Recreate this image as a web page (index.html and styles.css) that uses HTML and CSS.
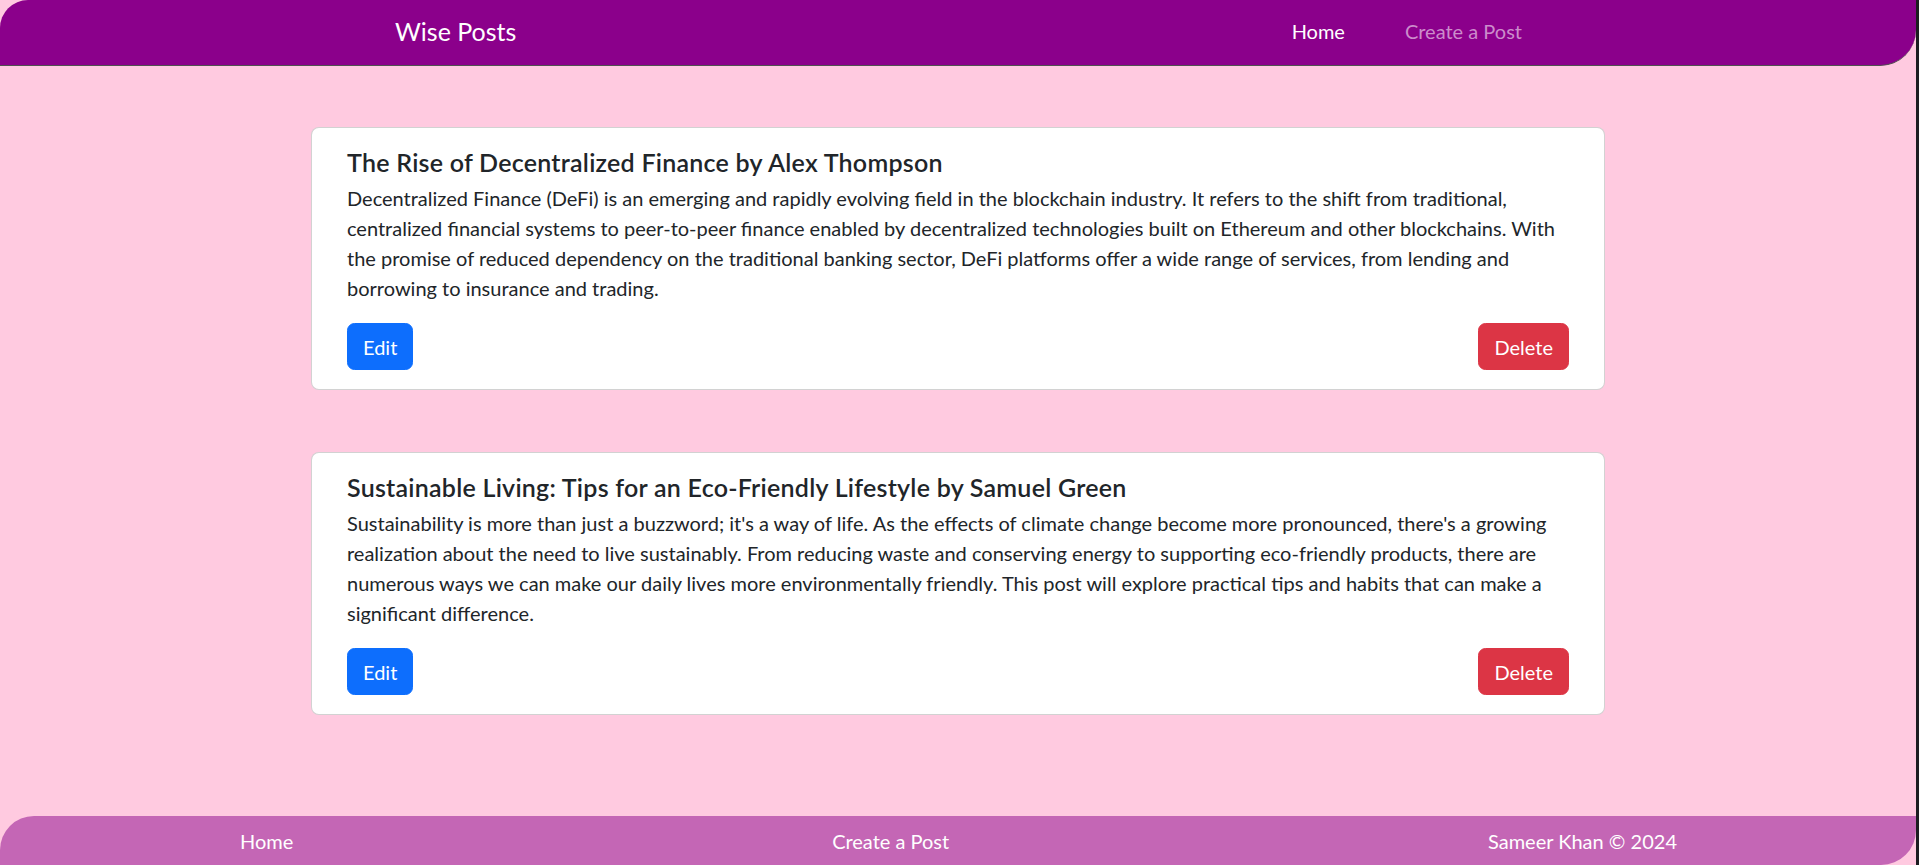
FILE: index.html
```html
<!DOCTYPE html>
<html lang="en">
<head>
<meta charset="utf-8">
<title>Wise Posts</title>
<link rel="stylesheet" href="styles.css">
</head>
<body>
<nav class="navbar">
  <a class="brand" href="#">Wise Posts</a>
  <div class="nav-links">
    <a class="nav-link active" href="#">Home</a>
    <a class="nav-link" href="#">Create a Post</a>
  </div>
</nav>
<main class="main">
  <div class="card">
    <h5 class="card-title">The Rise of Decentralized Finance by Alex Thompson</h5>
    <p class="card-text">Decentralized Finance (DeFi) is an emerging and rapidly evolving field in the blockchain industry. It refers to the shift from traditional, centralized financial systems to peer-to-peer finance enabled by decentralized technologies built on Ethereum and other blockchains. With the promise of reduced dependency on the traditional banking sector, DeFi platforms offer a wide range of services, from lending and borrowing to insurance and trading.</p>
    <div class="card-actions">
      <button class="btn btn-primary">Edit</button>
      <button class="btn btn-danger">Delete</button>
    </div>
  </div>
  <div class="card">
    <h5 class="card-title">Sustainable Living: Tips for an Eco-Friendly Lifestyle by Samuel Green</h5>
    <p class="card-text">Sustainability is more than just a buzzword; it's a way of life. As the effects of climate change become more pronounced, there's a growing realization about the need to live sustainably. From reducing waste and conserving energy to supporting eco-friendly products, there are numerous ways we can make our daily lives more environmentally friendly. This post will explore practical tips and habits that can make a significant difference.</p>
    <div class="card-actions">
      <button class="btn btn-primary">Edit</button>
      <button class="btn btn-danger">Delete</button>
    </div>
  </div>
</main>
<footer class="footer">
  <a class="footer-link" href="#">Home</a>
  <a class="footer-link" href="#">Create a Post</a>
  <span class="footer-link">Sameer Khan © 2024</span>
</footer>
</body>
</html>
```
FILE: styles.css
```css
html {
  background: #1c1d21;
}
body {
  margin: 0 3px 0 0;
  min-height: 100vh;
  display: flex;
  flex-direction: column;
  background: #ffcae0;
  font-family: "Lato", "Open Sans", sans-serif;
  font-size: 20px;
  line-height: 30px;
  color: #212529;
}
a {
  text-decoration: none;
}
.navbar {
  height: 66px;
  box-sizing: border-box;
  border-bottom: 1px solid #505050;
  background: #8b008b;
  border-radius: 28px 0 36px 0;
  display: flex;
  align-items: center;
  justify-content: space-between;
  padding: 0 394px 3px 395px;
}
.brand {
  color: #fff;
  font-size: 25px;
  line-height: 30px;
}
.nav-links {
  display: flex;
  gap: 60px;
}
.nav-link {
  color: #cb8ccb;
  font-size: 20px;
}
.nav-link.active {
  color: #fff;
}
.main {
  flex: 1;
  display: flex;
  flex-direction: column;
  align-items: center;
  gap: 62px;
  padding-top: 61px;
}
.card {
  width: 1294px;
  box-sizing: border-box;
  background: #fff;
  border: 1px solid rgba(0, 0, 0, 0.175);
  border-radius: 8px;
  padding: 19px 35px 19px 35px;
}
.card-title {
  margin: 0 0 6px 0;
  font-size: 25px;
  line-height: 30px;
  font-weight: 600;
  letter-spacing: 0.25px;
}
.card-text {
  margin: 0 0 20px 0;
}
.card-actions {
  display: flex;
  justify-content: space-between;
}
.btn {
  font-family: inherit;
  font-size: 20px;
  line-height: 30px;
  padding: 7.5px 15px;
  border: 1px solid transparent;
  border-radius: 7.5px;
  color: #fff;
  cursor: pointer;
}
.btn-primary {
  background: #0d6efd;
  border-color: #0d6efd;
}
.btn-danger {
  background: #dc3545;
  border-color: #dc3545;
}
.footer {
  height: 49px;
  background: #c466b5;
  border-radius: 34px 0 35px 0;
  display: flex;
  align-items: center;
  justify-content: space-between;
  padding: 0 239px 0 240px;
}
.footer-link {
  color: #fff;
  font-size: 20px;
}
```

■ EXERCISE DIRECTIONS ■
Set every line down exactly as written, leaving each picture out.

■ RESULT OF THE TASK ■
Recreate this image as a web page (index.html and styles.css) that uses HTML and CSS.
FILE: index.html
```html
<!DOCTYPE html>
<html lang="en">
<head>
<meta charset="utf-8">
<title>Wise Posts</title>
<link rel="stylesheet" href="styles.css">
</head>
<body>
<nav class="navbar">
  <a class="brand" href="#">Wise Posts</a>
  <div class="nav-links">
    <a class="nav-link active" href="#">Home</a>
    <a class="nav-link" href="#">Create a Post</a>
  </div>
</nav>
<main class="main">
  <div class="card">
    <h5 class="card-title">The Rise of Decentralized Finance by Alex Thompson</h5>
    <p class="card-text">Decentralized Finance (DeFi) is an emerging and rapidly evolving field in the blockchain industry. It refers to the shift from traditional, centralized financial systems to peer-to-peer finance enabled by decentralized technologies built on Ethereum and other blockchains. With the promise of reduced dependency on the traditional banking sector, DeFi platforms offer a wide range of services, from lending and borrowing to insurance and trading.</p>
    <div class="card-actions">
      <button class="btn btn-primary">Edit</button>
      <button class="btn btn-danger">Delete</button>
    </div>
  </div>
  <div class="card">
    <h5 class="card-title">Sustainable Living: Tips for an Eco-Friendly Lifestyle by Samuel Green</h5>
    <p class="card-text">Sustainability is more than just a buzzword; it's a way of life. As the effects of climate change become more pronounced, there's a growing realization about the need to live sustainably. From reducing waste and conserving energy to supporting eco-friendly products, there are numerous ways we can make our daily lives more environmentally friendly. This post will explore practical tips and habits that can make a significant difference.</p>
    <div class="card-actions">
      <button class="btn btn-primary">Edit</button>
      <button class="btn btn-danger">Delete</button>
    </div>
  </div>
</main>
<footer class="footer">
  <a class="footer-link" href="#">Home</a>
  <a class="footer-link" href="#">Create a Post</a>
  <span class="footer-link">Sameer Khan © 2024</span>
</footer>
</body>
</html>
```
FILE: styles.css
```css
html {
  background: #1c1d21;
}
body {
  margin: 0 3px 0 0;
  min-height: 100vh;
  display: flex;
  flex-direction: column;
  background: #ffcae0;
  font-family: "Lato", "Open Sans", sans-serif;
  font-size: 20px;
  line-height: 30px;
  color: #212529;
}
a {
  text-decoration: none;
}
.navbar {
  height: 66px;
  box-sizing: border-box;
  border-bottom: 1px solid #505050;
  background: #8b008b;
  border-radius: 28px 0 36px 0;
  display: flex;
  align-items: center;
  justify-content: space-between;
  padding: 0 394px 3px 395px;
}
.brand {
  color: #fff;
  font-size: 25px;
  line-height: 30px;
}
.nav-links {
  display: flex;
  gap: 60px;
}
.nav-link {
  color: #cb8ccb;
  font-size: 20px;
}
.nav-link.active {
  color: #fff;
}
.main {
  flex: 1;
  display: flex;
  flex-direction: column;
  align-items: center;
  gap: 62px;
  padding-top: 61px;
}
.card {
  width: 1294px;
  box-sizing: border-box;
  background: #fff;
  border: 1px solid rgba(0, 0, 0, 0.175);
  border-radius: 8px;
  padding: 19px 35px 19px 35px;
}
.card-title {
  margin: 0 0 6px 0;
  font-size: 25px;
  line-height: 30px;
  font-weight: 600;
  letter-spacing: 0.25px;
}
.card-text {
  margin: 0 0 20px 0;
}
.card-actions {
  display: flex;
  justify-content: space-between;
}
.btn {
  font-family: inherit;
  font-size: 20px;
  line-height: 30px;
  padding: 7.5px 15px;
  border: 1px solid transparent;
  border-radius: 7.5px;
  color: #fff;
  cursor: pointer;
}
.btn-primary {
  background: #0d6efd;
  border-color: #0d6efd;
}
.btn-danger {
  background: #dc3545;
  border-color: #dc3545;
}
.footer {
  height: 49px;
  background: #c466b5;
  border-radius: 34px 0 35px 0;
  display: flex;
  align-items: center;
  justify-content: space-between;
  padding: 0 239px 0 240px;
}
.footer-link {
  color: #fff;
  font-size: 20px;
}
```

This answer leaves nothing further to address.